Philbrick explains, “the introduction in the first impeachment article against Nixon sets up the main argument Congress would likely use against Mr. Trump: the president attempted to impede a federal investigation into his actions and those of his associates.”

The New York Times journalist goes on to say that although much of Article 2 “doesn’t match what we know of Mr. Trump’s conduct;” the president “has undermined the purpose of the federal government by attacking the rule of law and calling for investigations of figures like Hillary Clinton and (former FBI Director) James Comey.” And Philbrick offers a Trump/Bill Clinton comparison for Article 3, noting that “Mr. Trump arguably took more extensive steps than Mr.

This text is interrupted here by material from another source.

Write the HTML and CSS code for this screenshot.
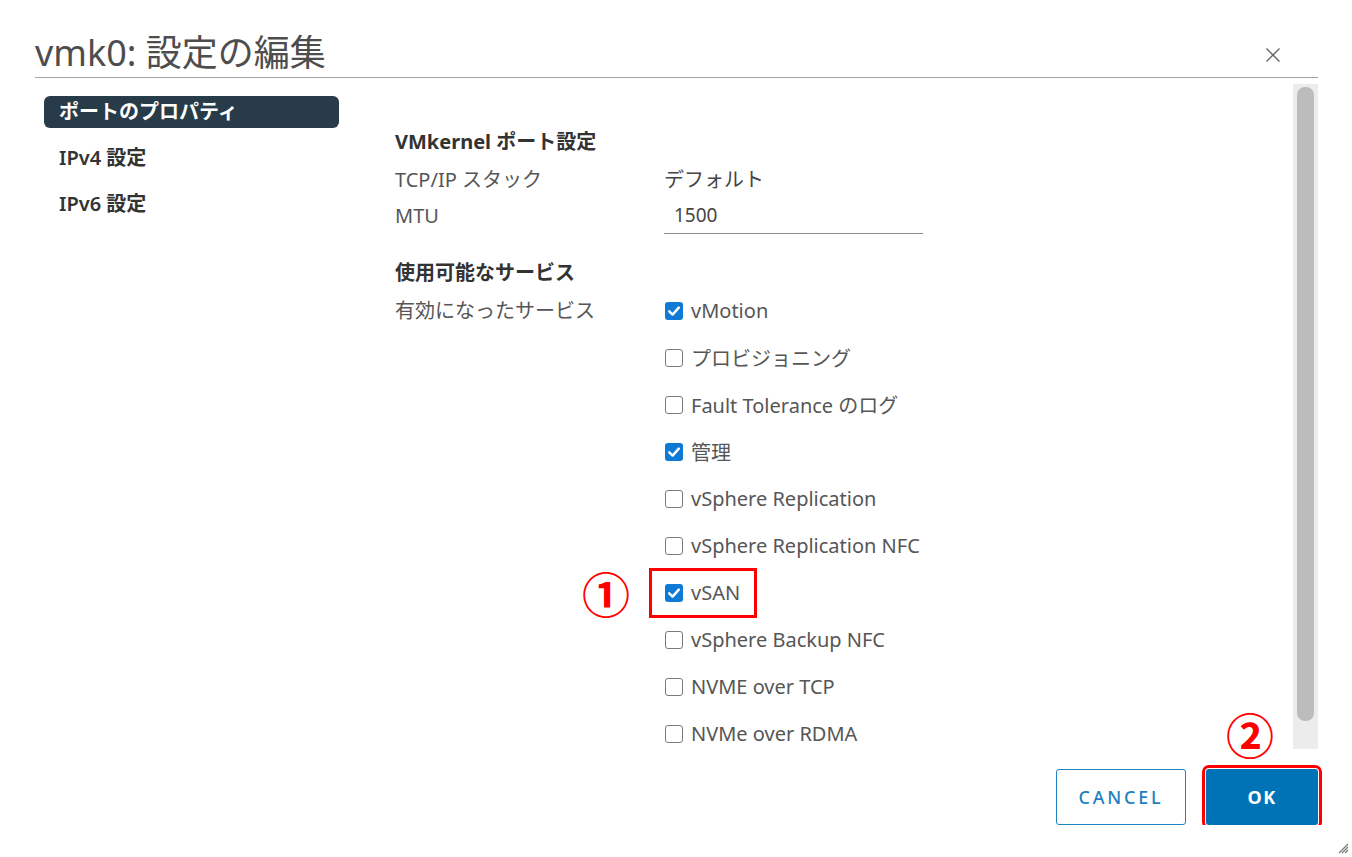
FILE: index.html
```html
<!DOCTYPE html>
<html>
    <head>
        <meta charset="utf-8">
        <link rel="stylesheet" href="styles.css">
    </head>
    <body>
        <div class="dialog">
            <header class="dlg-head">
                <h1 class="dlg-title">vmk0: 設定の編集</h1>
                <button class="close-btn" title="close">
                    <svg width="16" height="16" viewBox="0 0 16 16"><path d="M1.5 1.5 L14.5 14.5 M14.5 1.5 L1.5 14.5" stroke="#666" stroke-width="1.4" fill="none"/></svg>
                </button>
            </header>

            <div class="dlg-body">
                <nav class="side">
                    <a class="side-item active">ポートのプロパティ</a>
                    <a class="side-item">IPv4 設定</a>
                    <a class="side-item">IPv6 設定</a>
                </nav>

                <section class="content">
                    <h3 class="sec-title">VMkernel ポート設定</h3>
                    <div class="field">
                        <span class="lbl">TCP/IP スタック</span>
                        <span class="val">デフォルト</span>
                    </div>
                    <div class="field">
                        <span class="lbl">MTU</span>
                        <input class="mtu" type="text" value="1500">
                    </div>

                    <h3 class="sec-title sec-gap">使用可能なサービス</h3>
                    <div class="services">
                        <span class="lbl svc-lbl">有効になったサービス</span>
                        <ul class="svc-list">
                            <li class="svc"><span class="cb on"></span>vMotion</li>
                            <li class="svc"><span class="cb"></span>プロビジョニング</li>
                            <li class="svc"><span class="cb"></span>Fault Tolerance のログ</li>
                            <li class="svc"><span class="cb on"></span>管理</li>
                            <li class="svc"><span class="cb"></span>vSphere Replication</li>
                            <li class="svc"><span class="cb"></span>vSphere Replication NFC</li>
                            <li class="svc marked">
                                <span class="step step-1">①</span>
                                <span class="mark-box"></span>
                                <span class="cb on"></span>vSAN
                            </li>
                            <li class="svc"><span class="cb"></span>vSphere Backup NFC</li>
                            <li class="svc"><span class="cb"></span>NVME over TCP</li>
                            <li class="svc"><span class="cb"></span>NVMe over RDMA</li>
                        </ul>
                    </div>
                </section>

                <div class="scroll"><div class="thumb"></div></div>
            </div>

            <footer class="dlg-foot">
                <button class="btn btn-outline">CANCEL</button>
                <div class="ok-wrap">
                    <span class="step step-2">②</span>
                    <button class="btn btn-primary">OK</button>
                </div>
            </footer>
        </div>
        <svg class="grip" width="12" height="12" viewBox="0 0 12 12"><path d="M11 2 L2 11 M11 5 L5 11 M11 8 L8 11" stroke="#777" stroke-width="1.2"/></svg>
    </body>
</html>
```

FILE: styles.css
```css
body {
    margin: 0;
    background: #fff;
    font-family: 'Noto Sans', 'Noto Sans CJK JP', sans-serif;
    color: #565656;
}

.dialog {
    padding: 0 34px 0 35px;
}

.dlg-head {
    height: 78px;
    box-sizing: border-box;
    padding-top: 24px;
    display: flex;
    align-items: center;
    border-bottom: 1px solid #a3a3a3;
}

.dlg-title {
    flex: 1;
    margin: 0;
    font-size: 36px;
    font-weight: 400;
    color: #4d4d4d;
}

.close-btn {
    border: none;
    background: none;
    padding: 0;
    margin: 8px 37px 0 0;
    width: 16px;
    height: 16px;
}

.dlg-body {
    display: flex;
    height: 672px;
}

.side {
    width: 295px;
    margin-left: 9px;
    padding-top: 18px;
    display: flex;
    flex-direction: column;
    gap: 14px;
}

.side-item {
    height: 32px;
    line-height: 32px;
    padding-left: 15px;
    border-radius: 6px;
    font-size: 20px;
    font-weight: 600;
    color: #333;
}

.side-item.active {
    background: #283b48;
    color: #fff;
    font-weight: 700;
}

.content {
    flex: 1;
    margin-left: 56px;
    padding-top: 45px;
}

.sec-title {
    margin: 0;
    height: 37px;
    line-height: 37px;
    font-size: 20px;
    font-weight: 700;
    color: #333;
}

.sec-gap {
    margin-top: 22px;
    height: 33px;
    line-height: 33px;
}

.field {
    display: flex;
    height: 37px;
    align-items: center;
    font-size: 20px;
}

.lbl {
    width: 269px;
    flex-shrink: 0;
}

.val {
    color: #454545;
}

.mtu {
    width: 259px;
    height: 37px;
    box-sizing: border-box;
    border: none;
    border-bottom: 1px solid #8c8c8c;
    padding: 0 0 0 10px;
    font-family: inherit;
    font-size: 19px;
    color: #454545;
    outline: none;
}

.services {
    display: flex;
    margin-top: -2px;
    font-size: 20px;
}

.svc-lbl {
    line-height: 47px;
}

.svc-list {
    list-style: none;
    margin: 0;
    padding: 0;
}

.svc {
    height: 47px;
    display: flex;
    align-items: center;
    gap: 8px;
    padding-left: 1px;
}

.cb {
    width: 18px;
    height: 18px;
    box-sizing: border-box;
    border: 1.5px solid #7a7a7a;
    border-radius: 3px;
    background: #fff;
}

.cb.on {
    border: none;
    background: #0f79d6 url("data:image/svg+xml;utf8,<svg xmlns='http://www.w3.org/2000/svg' width='18' height='18' viewBox='0 0 18 18'><path d='M4.2 9.3 L7.6 12.6 L13.8 5.6' stroke='white' stroke-width='2.4' fill='none' stroke-linecap='round' stroke-linejoin='round'/></svg>") center no-repeat;
}

.marked {
    position: relative;
}

.mark-box {
    position: absolute;
    left: -15px;
    top: -1px;
    width: 108px;
    height: 50px;
    box-sizing: border-box;
    border: 3.5px solid #f00;
}

.step {
    position: absolute;
    color: #f00;
    font-family: 'Noto Sans CJK JP', sans-serif;
    font-size: 48px;
    font-weight: 700;
    line-height: 1;
}

.step-1 {
    left: -82px;
    top: -1px;
}

.scroll {
    width: 25px;
    height: 665px;
    margin-top: 6px;
    background: #ececec;
    box-sizing: border-box;
    padding: 3px 4px 0 4px;
}

.thumb {
    height: 634px;
    border-radius: 8px;
    background: #bcbcbc;
}

.dlg-foot {
    display: flex;
    justify-content: flex-end;
    gap: 20px;
    padding-top: 19px;
}

.ok-wrap {
    position: relative;
}

.step-2 {
    left: 20px;
    top: -60px;
}

.btn {
    height: 56px;
    border-radius: 3px;
    font-family: 'Noto Sans', sans-serif;
    font-size: 18px;
    font-weight: 500;
    letter-spacing: 2.8px;
    cursor: pointer;
}

.btn-outline {
    width: 130px;
    background: #fff;
    border: 1.5px solid #1f83c0;
    color: #1f7fbd;
}

.btn-primary {
    width: 112px;
    background: #0072b6;
    border: none;
    color: #fff;
    font-weight: 700;
    letter-spacing: 1.5px;
    outline: 3.5px solid #f00;
    outline-offset: 1px;
}

.grip {
    position: absolute;
    left: 1337px;
    top: 842px;
}
```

Clinton did to thwart investigators. Beyond interfering with witnesses and encouraging the giving of false testimony, Mr. Trump tried to limit the scope of Mr. Mueller’s investigation and have the special counsel removed.”

Philbrick concludes his piece by stressing that whatever the political ramifications of impeachment might be for Democrats, Trump has clearly committed “impeachable offenses” as president.

“An impeachment inquiry against Mr. Trump is far from guaranteed, and whether impeaching him would politically help or hurt Democrats remains an open question,” Philbrick observes. “But there is no question that by the standards for high crimes and misdemeanors applied to past presidents in living memory, Donald J. Trump has committed impeachable offenses.”